All vaccinated students had to upload their vaccination cards to the portal and all unvaccinated students had to get a negative test seven days prior to returning to campus.

The biggest change is that masks are required everywhere indoors, which was how it was in the Fall 2021 term until early November when FSC announced that masks were no longer required in dining facilities and residence halls. 

Vaccinated students who test positive do not have to quarantine unless they experience symptoms, in which they have to quarantine for at least five days, while unvaccinated students who test positive must quarantine at an off-campus facility until cleared to return to campus. 

The FSCares plan also says unvaccinated students are required to get scheduled tests regularly, non-FSC students are not allowed in residence halls for visits and contact tracing is still in effect.

The United States set the record for the most reported cases in a day on Jan. 3, with 978,856 reported cases. According to the CDC, every U.S. state is marked as having high transmission for COVID-19, which estimates that nearly 59 percent of daily cases are caused by the Omicron variant. 

This has resulted in Broadway shows closing, flights being canceled and even schools going virtual again.

“It’s thriving because it has these mutations that let it get by the vaccines pretty easily, so all these people that Delta couldn’t get to, Omicron can,” National Public Radio’s Will Stone said. 

Because the variant began spreading around the holidays, many FSC students went home to celebrate and be with family, and many were infected with COVID-19. Luckily, students reported not having too many symptoms from the virus.
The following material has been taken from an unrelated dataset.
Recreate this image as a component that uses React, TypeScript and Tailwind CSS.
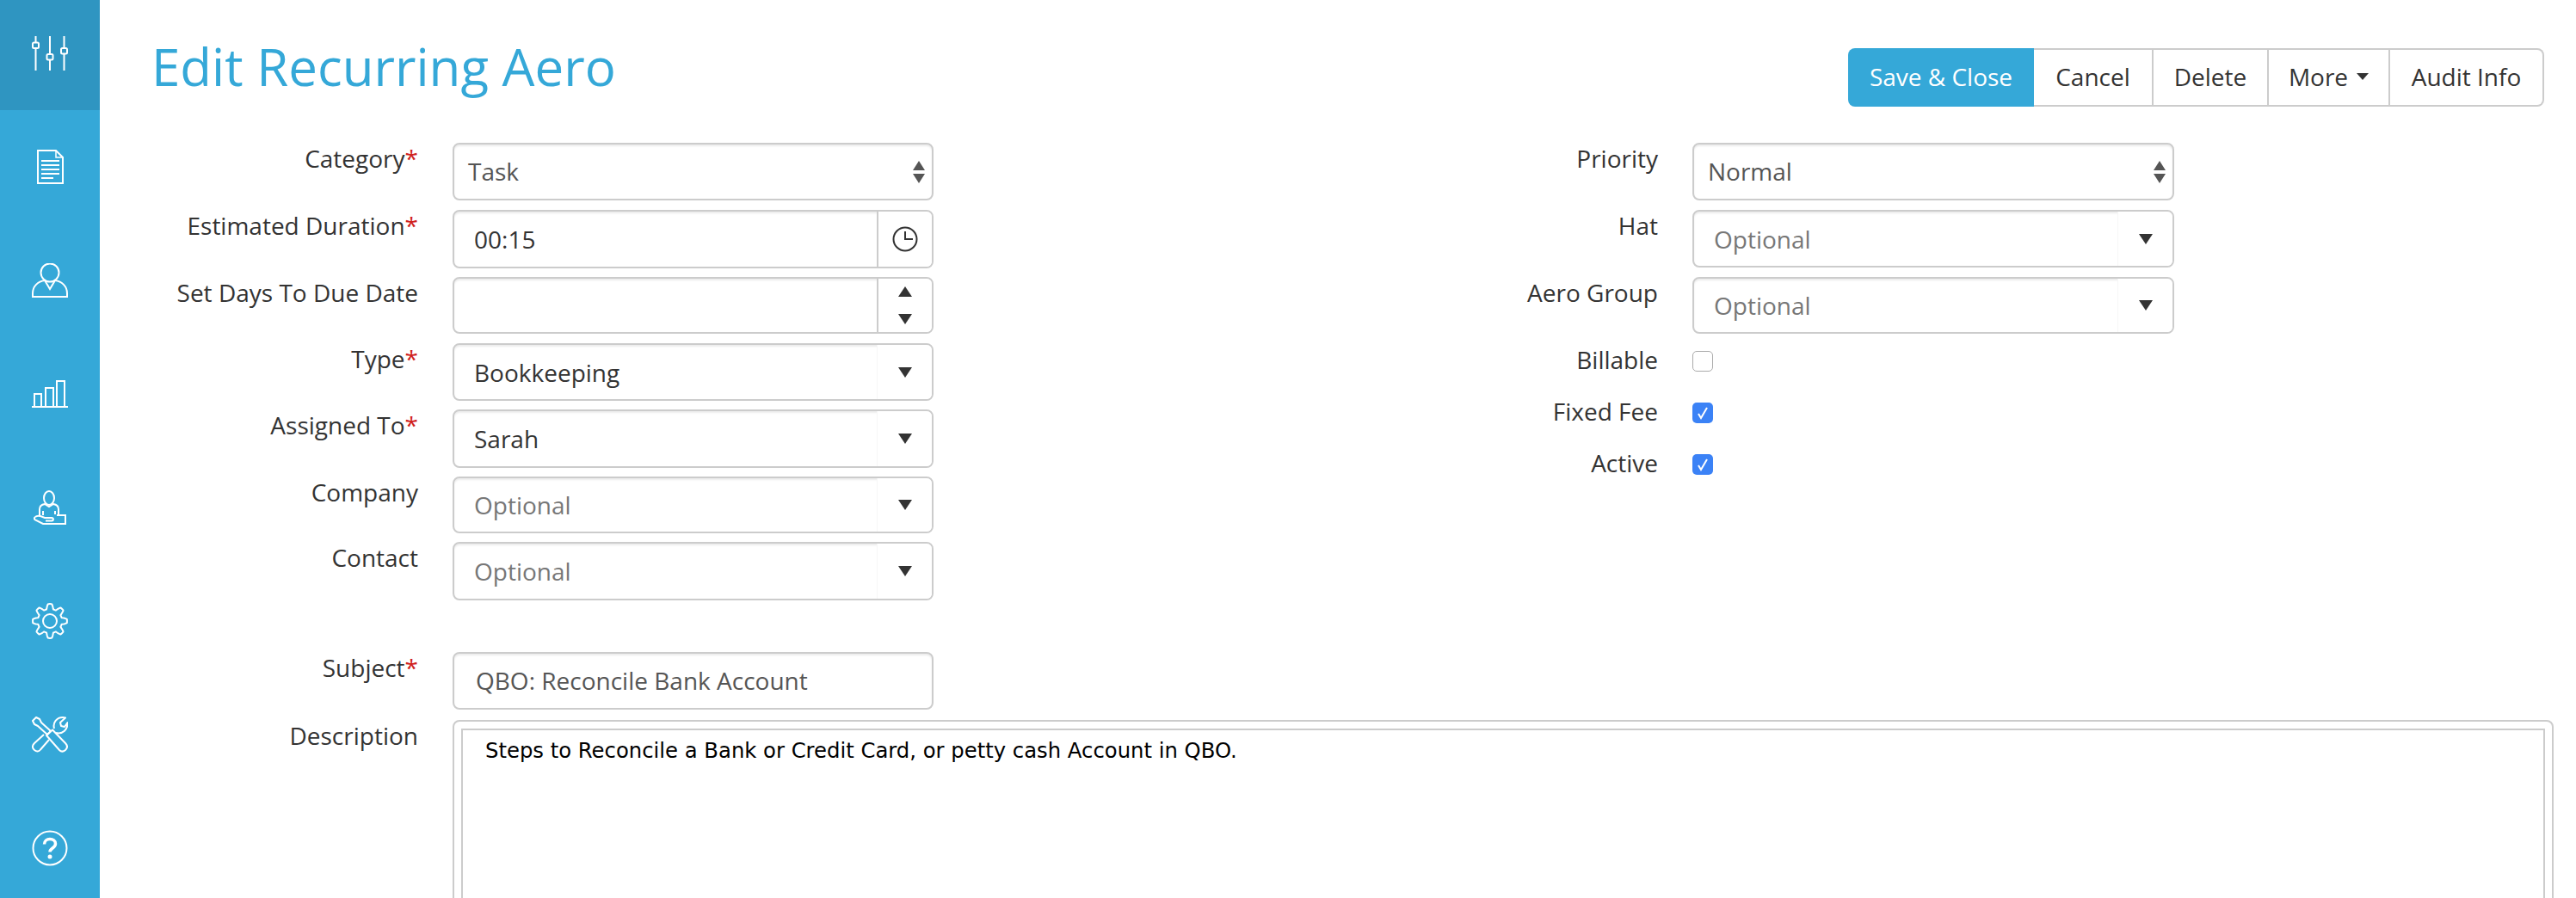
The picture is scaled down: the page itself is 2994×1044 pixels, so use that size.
import React from "react";

const ic = "fill-none stroke-white stroke-2";

function Sliders() {
  return (
    <svg width="42" height="40" viewBox="0 0 42 40" className={ic}>
      <path d="M4.5 0v7M4.5 15v25M21 0v20M21 28v12M37.5 0v13M37.5 21v19" />
      <rect x="1" y="7.5" width="7" height="6.5" rx="1.5" />
      <rect x="17.5" y="21" width="7" height="6.5" rx="1.5" />
      <rect x="34" y="14" width="7" height="6.5" rx="1.5" />
    </svg>
  );
}
function Doc() {
  return (
    <svg width="31" height="40" viewBox="0 0 31 40" className={ic}>
      <path d="M1 1h21l8 8v30H1z" />
      <path d="M22 1v8h8" strokeWidth="1.5" />
      <path d="M5 13h21M5 18h21M5 23h21M5 28h21M5 33h14" />
    </svg>
  );
}
function Person() {
  return (
    <svg width="42" height="40" viewBox="0 0 42 40" className={ic}>
      <circle cx="21" cy="11" r="10.5" />
      <path d="M1 39v-4c0-8 6-14 14-15M41 39v-4c0-8-6-14-14-15M0 39h42" />
      <path d="M15 20l6 10 6-10" />
    </svg>
  );
}
function Bars() {
  return (
    <svg width="42" height="32" viewBox="0 0 42 32" className={ic}>
      <path d="M3 31V16h8v15M16 31V9h9v22M29 31V1h9v30" />
      <path d="M0 31h42" />
    </svg>
  );
}
function Support() {
  return (
    <svg width="38" height="40" viewBox="0 0 38 40" className={ic}>
      <ellipse cx="18" cy="9" rx="6" ry="8" />
      <path d="M7 29v-7c0-4 3-5.500 6-6l5 3 5-3c3 .5 6 2 6 6v7" />
      <path d="M11 24v5M25 24v4" />
      <path d="M27 29h10v10H27" />
      <path d="M2 31c1-1 4-1.500 6-1l5 2h8c2.500 0 2.500 3.500 0 3.500h-7" />
      <path d="M2 31c-1.500 1-1.500 2.500 0 3.500l9 4.500h16" />
    </svg>
  );
}

function gearPath() {
  const pts: string[] = [];
  const n = 240;
  for (let i = 0; i < n; i++) {
    const a = (i / n) * Math.PI * 2 - Math.PI / 2;
    const c = Math.cos(8 * (a + Math.PI / 2));
    const s = Math.max(-1, Math.min(1, c * 1.6));
    const r = 17 + 2.9 * s;
    pts.push(`${(21 + r * Math.cos(a)).toFixed(2)} ${(21 + r * Math.sin(a)).toFixed(2)}`);
  }
  return `M${pts.join("L")}Z`;
}

function Gear() {
  return (
    <svg width="42" height="42" viewBox="0 0 42 42" className={ic}>
      <circle cx="21" cy="21" r="8" />
      <path d={gearPath()} strokeLinejoin="round" />
    </svg>
  );
}
function Tools() {
  return (
    <svg width="42" height="42" viewBox="0 0 42 42" className={ic} strokeLinejoin="round">
      <path d="M1 5L5 1l4 2 2 4 11 10-4 4L7 11 3 9z" />
      <path d="M17 22l7-6.500L39 31c3 3 2 6 0 8-3 2.500-5 2-7 0z" />
      <path d="M14 21L3 31c-3 3-2.500 6 0 8s5 2 7-.5L20 27" />
      <path d="M26 14c-2-7 3-13 10-13 1 0 2 .2 3 .5L33 7l1 4 4 1 3.500-5c.5 8-5.500 14-13.500 12" />
    </svg>
  );
}
function Help() {
  return (
    <svg width="42" height="42" viewBox="0 0 42 42" className={ic}>
      <circle cx="21" cy="21" r="19.500" />
      <path d="M14.500 16.500c0-4 3-6 6.500-6s6.500 2 6.500 5.500c0 5-6.500 5-6.500 9.500" strokeWidth="3.500" />
      <circle cx="21" cy="31" r="2.500" className="fill-white stroke-none" />
    </svg>
  );
}

const navItems = [Sliders, Doc, Person, Bars, Support, Gear, Tools, Help];

function Sidebar() {
  return (
    <nav className="w-[116px] shrink-0 h-full bg-[#35a8d8]">
      {navItems.map((Icon, i) => (
        <div
          key={i}
          className={`h-[128px] mb-1 pb-1 flex items-center justify-center ${i === 0 ? "bg-[#2f95c1]" : ""}`}
        >
          <Icon />
        </div>
      ))}
    </nav>
  );
}

const fieldBase =
  "relative flex h-full items-center border-2 border-[#ccc] rounded-[8px] bg-white shadow-[inset_0_2px_2px_rgba(0,0,0,0.08)]";

function Caret() {
  return (
    <svg width="16" height="12" viewBox="0 0 16 12" className="fill-[#333]">
      <path d="M0 0h16L8 12z" />
    </svg>
  );
}

function NativeSelect({ value }: { value: string }) {
  return (
    <div className={`${fieldBase} pl-[16px] pr-[6px] justify-between text-[#555]`}>
      <span className="pb-[2px]">{value}</span>
      <svg width="18" height="26" viewBox="0 0 18 26" className="fill-[#555]">
        <path d="M9 0l7 11H2zM2 15h14l-7 11z" />
      </svg>
    </div>
  );
}

function Combo({ value, placeholder }: { value?: string; placeholder?: string }) {
  return (
    <div className={fieldBase}>
      <span className={`flex-1 pl-[23px] ${placeholder ? "text-[#777]" : "text-[#333]"}`}>{value ?? placeholder}</span>
      <span className="w-[64px] h-full bg-white rounded-r-[6px] border-l border-[#f6f6f6] flex items-center justify-center">
        <Caret />
      </span>
    </div>
  );
}

function TimeField() {
  return (
    <div className={fieldBase}>
      <span className="flex-1 pl-[23px] text-[#333]">00:15</span>
      <span className="w-[64px] h-full bg-white rounded-r-[6px] border-l-2 border-[#ccc] flex items-center justify-center">
        <svg width="30" height="30" viewBox="0 0 30 30" className="fill-none stroke-[#333] stroke-2">
          <circle cx="15" cy="15" r="13.500" />
          <path d="M15 6v9h9" />
        </svg>
      </span>
    </div>
  );
}

function SpinField() {
  return (
    <div className={fieldBase}>
      <span className="flex-1" />
      <span className="w-[64px] h-full bg-white rounded-r-[6px] border-l-2 border-[#ccc] flex flex-col items-center justify-center gap-[20px]">
        <svg width="16" height="12" viewBox="0 0 16 12" className="fill-[#333]">
          <path d="M8 0l8 12H0z" />
        </svg>
        <Caret />
      </span>
    </div>
  );
}

function Row({
  label,
  required,
  height,
  margin,
  children,
}: {
  label: string;
  required?: boolean;
  height: string;
  margin: string;
  children: React.ReactNode;
}) {
  return (
    <div className={`flex ${height} ${margin}`}>
      <label className="w-[370px] shrink-0 leading-[36px] text-right text-[#333]">
        {label}
        {required && <span className="text-[#d0211c]">*</span>}
      </label>
      <div className="w-[559px] ml-[40px] shrink-0">{children}</div>
    </div>
  );
}

function RightRow({
  label,
  height,
  margin,
  lead = "leading-[36px]",
  children,
}: {
  label: string;
  height: string;
  margin: string;
  lead?: string;
  children: React.ReactNode;
}) {
  return (
    <div className={`flex ${height} ${margin}`}>
      <label className={`w-[842px] shrink-0 ${lead} text-right text-[#333]`}>{label}</label>
      <div className="w-[560px] ml-[40px] shrink-0">{children}</div>
    </div>
  );
}

function Checkbox({ checked }: { checked?: boolean }) {
  return checked ? (
    <span className="block w-[24px] h-[24px] rounded-[5px] bg-[#3b82f6] flex items-center justify-center">
      <svg width="16" height="16" viewBox="0 0 16 16" className="fill-none stroke-white stroke-2">
        <path d="M3 9l3 5 7-12" />
      </svg>
    </span>
  ) : (
    <span className="block w-[24px] h-[24px] rounded-[5px] border border-[#aaa] bg-white" />
  );
}

const buttons = [
  { t: "Cancel", w: "w-[139px]" },
  { t: "Delete", w: "w-[134px]" },
  { t: "More", w: "w-[141px]", caret: true },
  { t: "Audit Info", w: "w-[179px]" },
];

export default function App() {
  return (
    <div className="flex h-screen overflow-hidden bg-white font-['Open_Sans',sans-serif] text-[28px] leading-[40px]">
      <Sidebar />
      <main className="flex-1 min-w-0">
        <header className="flex justify-between h-[166px] pl-[60px] pr-[37px]">
          <h1 className="pt-[34px] text-[60px] leading-[86px] text-[#35a8d8]">Edit Recurring Aero</h1>
          <div className="flex h-[68px] mt-[56px]">
            <button className="w-[216px] pb-[2px] bg-[#35a8d8] text-white rounded-l-[8px]">Save &amp; Close</button>
            {buttons.map((b, i) => (
              <button
                key={b.t}
                className={`${b.w} pb-[2px] border-y-2 border-r-2 border-[#ccc] text-[#333] flex items-center justify-center gap-[10px] ${i === 3 ? "rounded-r-[8px]" : ""}`}
              >
                {b.t}
                {b.caret && (
                  <svg width="14" height="8" viewBox="0 0 14 8" className="fill-[#333]">
                    <path d="M0 0h14L7 8z" />
                  </svg>
                )}
              </button>
            ))}
          </div>
        </header>
        <div className="flex">
          <div className="w-[969px] shrink-0">
            <Row label="Category" required height="h-[67px]" margin="mb-[11px]"><NativeSelect value="Task" /></Row>
            <Row label="Estimated Duration" required height="h-[68px]" margin="mb-[10px]"><TimeField /></Row>
            <Row label="Set Days To Due Date" height="h-[66px]" margin="mb-[11px]"><SpinField /></Row>
            <Row label="Type" required height="h-[67px]" margin="mb-[10px]"><Combo value="Bookkeeping" /></Row>
            <Row label="Assigned To" required height="h-[68px]" margin="mb-[10px]"><Combo value="Sarah" /></Row>
            <Row label="Company" height="h-[66px]" margin="mb-[10px]"><Combo placeholder="Optional" /></Row>
            <Row label="Contact" height="h-[68px]" margin="mb-[60px]"><Combo placeholder="Optional" /></Row>
          </div>
          <div className="flex-1 min-w-0">
            <RightRow label="Priority" height="h-[67px]" margin="mb-[11px]"><NativeSelect value="Normal" /></RightRow>
            <RightRow label="Hat" height="h-[67px]" margin="mb-[11px]"><Combo placeholder="Optional" /></RightRow>
            <RightRow label="Aero Group" height="h-[66px]" margin="mb-[20px]"><Combo placeholder="Optional" /></RightRow>
            <RightRow label="Billable" lead="leading-[20px]" height="h-[24px]" margin="mb-[36px]"><Checkbox /></RightRow>
            <RightRow label="Fixed Fee" lead="leading-[20px]" height="h-[24px]" margin="mb-[36px]"><Checkbox checked /></RightRow>
            <RightRow label="Active" lead="leading-[20px]" height="h-[24px]" margin="mb-0"><Checkbox checked /></RightRow>
          </div>
        </div>
        <Row label="Subject" required height="h-[67px]" margin="mb-[12px]">
          <div className={`${fieldBase} pl-[25px] pb-[1px] text-[#555]`}>QBO: Reconcile Bank Account</div>
        </Row>
        <div className="flex">
          <label className="w-[370px] shrink-0 leading-[36px] text-right text-[#333]">Description</label>
          <div className="flex-1 min-w-0 ml-[40px] mr-[26px] h-[400px] border-2 border-[#ccc] rounded-[8px] p-[8px]">
            <div className="h-full border-2 border-[#ccc] px-[26px] py-[8px] font-['DejaVu_Sans',sans-serif] text-[24.3px] leading-[32px] text-black">
              Steps to Reconcile a Bank or Credit Card, or petty cash Account in QBO.
            </div>
          </div>
        </div>
      </main>
    </div>
  );
}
“I just recently had [COVID] over winter break, thankfully it wasn’t too bad because I have my vaccine, but it was upsetting to be stuck inside instead of celebrating with family,” freshman Hannah Atkinson said.

“My experience was that one night I had horrible chills to the point I had like 4 blankets on me,” freshman Logan Dill said. “I then decided to go get tested.”

As of Jan. 27, there have been a total of 468 students, faculty and staff tested for COVID-19 on campus, with 92 of them being positive. 

There have been a total of 82 positive cases at off-campus testing sites.

“I am glad FSC is taking the proper precautions in order to not exacerbate this issue further,” senior Dominic Garrido said. “With the current protocols, which have proven to be successful thus far, I am glad they are in place.”

Despite the rise of Omicron and the mass increase of infections, cases are starting to drop. As of Jan. 18, the average infection count has been sitting at about 800,000 per day — down 47 percent compared to the previous few weeks.

Even though there’s currently a decline in cases, U.S. Surgeon General Dr. Vivek Murthy warns citizens that the Omicron variant has yet to reach its peak. 

“I think that the track this virus takes is the ups and downs, it gets bad then gets good then back to bad,” Dill said. “I think we will be back to how we were at the end of last semester by the end of the year.”